Larger farms may be more likely to need to adjust.
By Gary Schnitkey, University of Illinois/Courtesy of farmdocdaily
Commodity prices likely will be lower in the next several years than in the past several years, leading to lower crop farm returns. Lower returns may require some cash rents to decline, particularly on farms having larger percentages of acres with high cash rent levels. In this post, proportions or farms that most likely will have to adjust cash rents are presented. These farms are judged as having over 90% of their acres cash rented and having average cash rents that exceed county cash rents by more than $25 per acre. About 4% of grain farms meet the proceeding criteria. A higher proportion of larger farms meet these criteria.

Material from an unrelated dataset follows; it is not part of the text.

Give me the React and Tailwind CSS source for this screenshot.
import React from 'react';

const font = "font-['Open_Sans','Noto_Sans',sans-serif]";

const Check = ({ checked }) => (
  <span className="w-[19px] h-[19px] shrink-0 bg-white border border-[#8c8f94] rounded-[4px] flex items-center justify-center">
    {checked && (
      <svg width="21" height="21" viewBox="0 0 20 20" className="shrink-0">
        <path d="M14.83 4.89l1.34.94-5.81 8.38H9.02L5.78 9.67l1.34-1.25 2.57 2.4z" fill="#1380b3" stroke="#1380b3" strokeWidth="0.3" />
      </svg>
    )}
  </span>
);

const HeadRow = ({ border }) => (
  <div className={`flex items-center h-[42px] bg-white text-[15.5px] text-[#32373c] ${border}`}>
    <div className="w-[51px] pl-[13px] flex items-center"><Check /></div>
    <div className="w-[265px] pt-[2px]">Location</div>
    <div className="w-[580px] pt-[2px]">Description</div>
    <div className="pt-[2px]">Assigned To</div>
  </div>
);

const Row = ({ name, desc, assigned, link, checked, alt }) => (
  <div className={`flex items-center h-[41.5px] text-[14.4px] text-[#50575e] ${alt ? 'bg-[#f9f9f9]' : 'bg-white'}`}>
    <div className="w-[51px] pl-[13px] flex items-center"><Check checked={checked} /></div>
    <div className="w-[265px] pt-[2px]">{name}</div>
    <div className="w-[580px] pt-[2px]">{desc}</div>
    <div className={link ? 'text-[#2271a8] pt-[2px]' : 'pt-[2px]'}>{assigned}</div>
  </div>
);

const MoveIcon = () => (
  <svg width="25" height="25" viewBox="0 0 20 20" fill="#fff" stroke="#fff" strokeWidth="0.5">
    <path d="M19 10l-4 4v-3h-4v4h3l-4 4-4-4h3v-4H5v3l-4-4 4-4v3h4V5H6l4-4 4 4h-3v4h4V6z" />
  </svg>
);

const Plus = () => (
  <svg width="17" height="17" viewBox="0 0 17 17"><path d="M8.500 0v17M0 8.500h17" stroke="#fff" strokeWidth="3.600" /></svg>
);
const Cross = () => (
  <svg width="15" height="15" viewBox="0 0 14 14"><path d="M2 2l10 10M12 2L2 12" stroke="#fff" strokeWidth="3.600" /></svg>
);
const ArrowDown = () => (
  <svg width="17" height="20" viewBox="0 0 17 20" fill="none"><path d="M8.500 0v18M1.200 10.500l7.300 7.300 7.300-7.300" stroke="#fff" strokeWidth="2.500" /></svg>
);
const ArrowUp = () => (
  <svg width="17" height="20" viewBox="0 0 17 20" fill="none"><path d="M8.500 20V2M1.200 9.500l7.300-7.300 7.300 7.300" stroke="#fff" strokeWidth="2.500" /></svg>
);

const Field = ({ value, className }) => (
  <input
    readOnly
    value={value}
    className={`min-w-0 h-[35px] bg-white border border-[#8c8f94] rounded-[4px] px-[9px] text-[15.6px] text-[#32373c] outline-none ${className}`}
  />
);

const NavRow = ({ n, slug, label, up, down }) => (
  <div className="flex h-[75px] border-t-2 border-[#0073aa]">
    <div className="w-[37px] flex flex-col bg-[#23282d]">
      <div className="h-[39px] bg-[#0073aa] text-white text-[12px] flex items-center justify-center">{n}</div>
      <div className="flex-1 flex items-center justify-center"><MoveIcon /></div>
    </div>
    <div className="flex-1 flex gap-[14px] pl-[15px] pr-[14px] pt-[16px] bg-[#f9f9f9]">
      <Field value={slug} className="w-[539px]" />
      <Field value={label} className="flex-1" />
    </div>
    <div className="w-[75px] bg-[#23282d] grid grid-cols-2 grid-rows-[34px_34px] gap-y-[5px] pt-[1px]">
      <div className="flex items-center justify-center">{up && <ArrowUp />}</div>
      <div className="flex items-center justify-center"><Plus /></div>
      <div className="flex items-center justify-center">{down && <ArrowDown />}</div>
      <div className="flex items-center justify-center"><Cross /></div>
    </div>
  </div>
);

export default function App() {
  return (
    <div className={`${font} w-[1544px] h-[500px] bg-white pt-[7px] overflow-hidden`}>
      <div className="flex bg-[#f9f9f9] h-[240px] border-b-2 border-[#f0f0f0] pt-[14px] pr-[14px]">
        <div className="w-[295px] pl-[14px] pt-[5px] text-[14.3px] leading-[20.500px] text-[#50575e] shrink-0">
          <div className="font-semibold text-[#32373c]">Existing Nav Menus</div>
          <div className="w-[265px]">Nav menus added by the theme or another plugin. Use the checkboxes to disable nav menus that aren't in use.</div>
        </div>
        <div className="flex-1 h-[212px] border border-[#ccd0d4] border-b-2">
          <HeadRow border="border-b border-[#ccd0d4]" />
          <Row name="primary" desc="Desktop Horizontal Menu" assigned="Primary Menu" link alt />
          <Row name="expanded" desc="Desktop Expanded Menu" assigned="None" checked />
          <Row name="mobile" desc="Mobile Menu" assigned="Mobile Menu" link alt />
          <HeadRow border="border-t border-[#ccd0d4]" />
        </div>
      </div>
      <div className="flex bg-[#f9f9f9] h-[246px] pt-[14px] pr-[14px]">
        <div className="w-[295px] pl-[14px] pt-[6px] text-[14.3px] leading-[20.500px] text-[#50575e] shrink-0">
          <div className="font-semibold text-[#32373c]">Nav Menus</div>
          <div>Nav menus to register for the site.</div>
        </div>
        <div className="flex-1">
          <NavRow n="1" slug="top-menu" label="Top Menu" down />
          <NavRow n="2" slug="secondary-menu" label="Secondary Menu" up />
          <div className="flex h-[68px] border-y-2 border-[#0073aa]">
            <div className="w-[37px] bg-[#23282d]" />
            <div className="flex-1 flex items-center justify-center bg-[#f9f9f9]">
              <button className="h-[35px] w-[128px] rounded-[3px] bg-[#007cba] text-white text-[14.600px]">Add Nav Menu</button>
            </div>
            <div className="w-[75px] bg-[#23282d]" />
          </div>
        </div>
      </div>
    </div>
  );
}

Criteria for Classifying Farms
Herein, grain farms enrolled in Illinois Farm Business Farm Management are classified by:
Percent acres cash rented. A value of 90% means that 90% of tillable acres are cash rented. The remaining 10% of acres either are owned or share rented.
Farm-minus-county cash rent. The average cash rent on a farm is subtracted from the county average rent for the county in which the farm is located. For example, take a farm whose cash rent averages $300 per acre and comes from a county with an average cash rent of $275 per acre. Farm-minus-county cash rent for this farm is $25 per acre, indicating that its average farm rent is $25 higher than the county average.

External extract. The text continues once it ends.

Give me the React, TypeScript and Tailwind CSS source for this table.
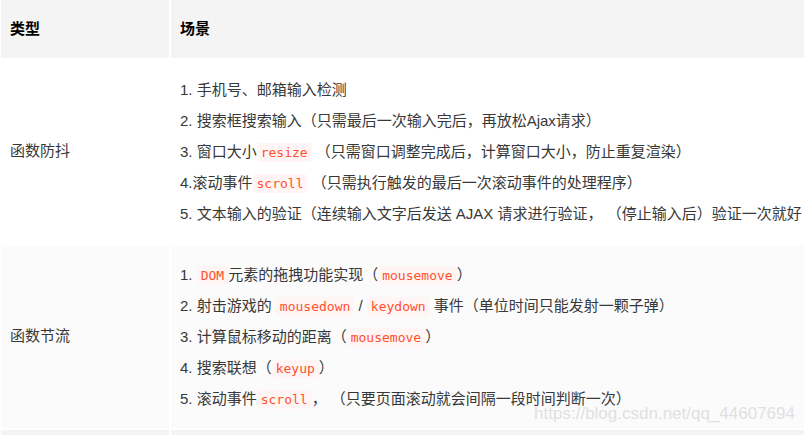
import type { ReactNode } from 'react'

const Code = ({ children }: { children: ReactNode }) => (
  <code className="mx-0 rounded-[4px] bg-[#fff5f5] px-[4px] py-[2px] font-['DejaVu_Sans_Mono',monospace] text-[13px] text-[#ff502c]">
    {children}
  </code>
)

const Line = ({ children }: { children: ReactNode }) => (
  <div className="h-[31px] whitespace-pre leading-[31px]">{children}</div>
)

export default function App() {
  return (
    <div className="relative h-[435px] w-[804px] overflow-hidden bg-white pl-[1px] font-['Liberation_Sans','Noto_Sans_CJK_SC',sans-serif] text-[15px] text-[#383838]">
      <div className="grid grid-cols-[168px_1fr] gap-[2px]">
        {/* header */}
        <div className="flex h-[58px] items-center bg-[#f4f4f4] px-[9px] font-bold text-black">类型</div>
        <div className="flex h-[58px] items-center bg-[#f4f4f4] px-[9px] font-bold text-black">场景</div>

        {/* 函数防抖 */}
        <div className="flex items-center bg-white px-[9px]">函数防抖</div>
        <div className="overflow-hidden bg-white px-[9px] py-[14px]">
          <Line>1. 手机号、邮箱输入检测</Line>
          <Line>2. 搜索框搜索输入（只需最后一次输入完后，再放松Ajax请求）</Line>
          <Line>3. 窗口大小<Code>resize</Code> （只需窗口调整完成后，计算窗口大小，防止重复渲染）</Line>
          <Line>4.滚动事件<Code>scroll</Code> （只需执行触发的最后一次滚动事件的处理程序）</Line>
          <Line>5. 文本输入的验证（连续输入文字后发送 AJAX 请求进行验证， （停止输入后）验证一次就好</Line>
        </div>

        {/* 函数节流 */}
        <div className="flex items-center bg-[#fbfbfb] px-[9px]">函数节流</div>
        <div className="overflow-hidden bg-[#fbfbfb] px-[9px] py-[14px]">
          <Line>1. <Code>DOM</Code>元素的拖拽功能实现（<Code>mousemove</Code>）</Line>
          <Line>2. 射击游戏的 <Code>mousedown</Code> / <Code>keydown</Code> 事件（单位时间只能发射一颗子弹）</Line>
          <Line>3. 计算鼠标移动的距离（<Code>mousemove</Code>）</Line>
          <Line>4. 搜索联想（<Code>keyup</Code>）</Line>
          <Line>5. 滚动事件<Code>scroll</Code>， （只要页面滚动就会间隔一段时间判断一次）</Line>
        </div>

        <div className="h-[6px] bg-[#f4f4f4]" />
        <div className="h-[6px] bg-[#f4f4f4]" />
      </div>

      <div className="absolute bottom-[9px] right-[9px] font-['Liberation_Sans',sans-serif] text-[17px] text-[#e0e0e0] [text-shadow:0_0_1px_#fff]">
        https://blog.csdn.net/qq_44607694
      </div>
    </div>
  )
}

Data from 2012 are used to classify farms that receive the majority of their gross revenue from grain operations. These grain farms tend to rent more of their farmland than all farms in Illinois.

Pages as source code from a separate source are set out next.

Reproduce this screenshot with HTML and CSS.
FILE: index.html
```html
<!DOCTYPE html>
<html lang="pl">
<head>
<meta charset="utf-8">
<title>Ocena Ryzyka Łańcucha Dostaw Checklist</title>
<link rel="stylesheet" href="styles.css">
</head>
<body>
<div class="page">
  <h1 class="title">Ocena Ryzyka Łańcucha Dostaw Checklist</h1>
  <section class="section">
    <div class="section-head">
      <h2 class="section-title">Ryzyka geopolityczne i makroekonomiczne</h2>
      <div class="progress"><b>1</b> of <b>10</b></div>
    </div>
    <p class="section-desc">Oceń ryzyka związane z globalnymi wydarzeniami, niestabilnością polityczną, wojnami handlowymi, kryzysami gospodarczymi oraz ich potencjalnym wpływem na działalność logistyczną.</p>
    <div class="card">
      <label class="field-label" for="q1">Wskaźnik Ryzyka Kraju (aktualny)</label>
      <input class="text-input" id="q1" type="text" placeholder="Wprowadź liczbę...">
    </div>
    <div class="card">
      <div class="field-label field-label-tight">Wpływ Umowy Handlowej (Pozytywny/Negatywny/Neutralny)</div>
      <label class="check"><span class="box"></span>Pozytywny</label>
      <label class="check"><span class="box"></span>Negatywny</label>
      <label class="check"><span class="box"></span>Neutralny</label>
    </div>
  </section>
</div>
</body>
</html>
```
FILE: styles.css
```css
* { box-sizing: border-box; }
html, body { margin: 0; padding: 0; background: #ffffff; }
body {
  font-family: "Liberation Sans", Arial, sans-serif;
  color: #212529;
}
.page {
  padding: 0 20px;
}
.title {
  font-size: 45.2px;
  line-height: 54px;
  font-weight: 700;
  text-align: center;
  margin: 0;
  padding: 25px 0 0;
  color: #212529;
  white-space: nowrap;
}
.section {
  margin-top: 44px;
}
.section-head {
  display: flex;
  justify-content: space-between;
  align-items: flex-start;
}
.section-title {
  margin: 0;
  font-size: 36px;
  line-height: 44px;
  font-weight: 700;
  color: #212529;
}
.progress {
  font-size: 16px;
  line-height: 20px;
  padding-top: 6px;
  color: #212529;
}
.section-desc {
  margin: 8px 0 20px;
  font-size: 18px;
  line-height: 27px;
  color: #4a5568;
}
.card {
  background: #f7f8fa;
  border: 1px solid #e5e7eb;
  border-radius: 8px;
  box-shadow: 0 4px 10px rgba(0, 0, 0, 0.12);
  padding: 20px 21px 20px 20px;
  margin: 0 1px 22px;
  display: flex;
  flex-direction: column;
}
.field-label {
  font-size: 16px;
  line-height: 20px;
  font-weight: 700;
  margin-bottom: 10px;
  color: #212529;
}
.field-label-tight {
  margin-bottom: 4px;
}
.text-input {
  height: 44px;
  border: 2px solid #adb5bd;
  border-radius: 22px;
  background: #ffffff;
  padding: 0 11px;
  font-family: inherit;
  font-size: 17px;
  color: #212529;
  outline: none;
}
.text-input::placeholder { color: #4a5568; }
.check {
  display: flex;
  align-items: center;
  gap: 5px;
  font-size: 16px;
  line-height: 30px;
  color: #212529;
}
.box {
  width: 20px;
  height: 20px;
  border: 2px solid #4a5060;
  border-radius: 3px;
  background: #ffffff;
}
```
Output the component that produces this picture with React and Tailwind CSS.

Particular attention is given to farms meeting two criteria:
- cash rent more than 90% of their acres, and
- have $25 per acre or greater farm-minus-county cash rents.
Results from farm financial simulations suggest that these farms will face more difficulty in generating positive farm incomes than farms with lower cash rent percentages and levels. Not all farms that meet these two criteria will face difficulties. Cost levels, off-farm income sources, and debt-to-asset position also impact the ability to absorb lower returns.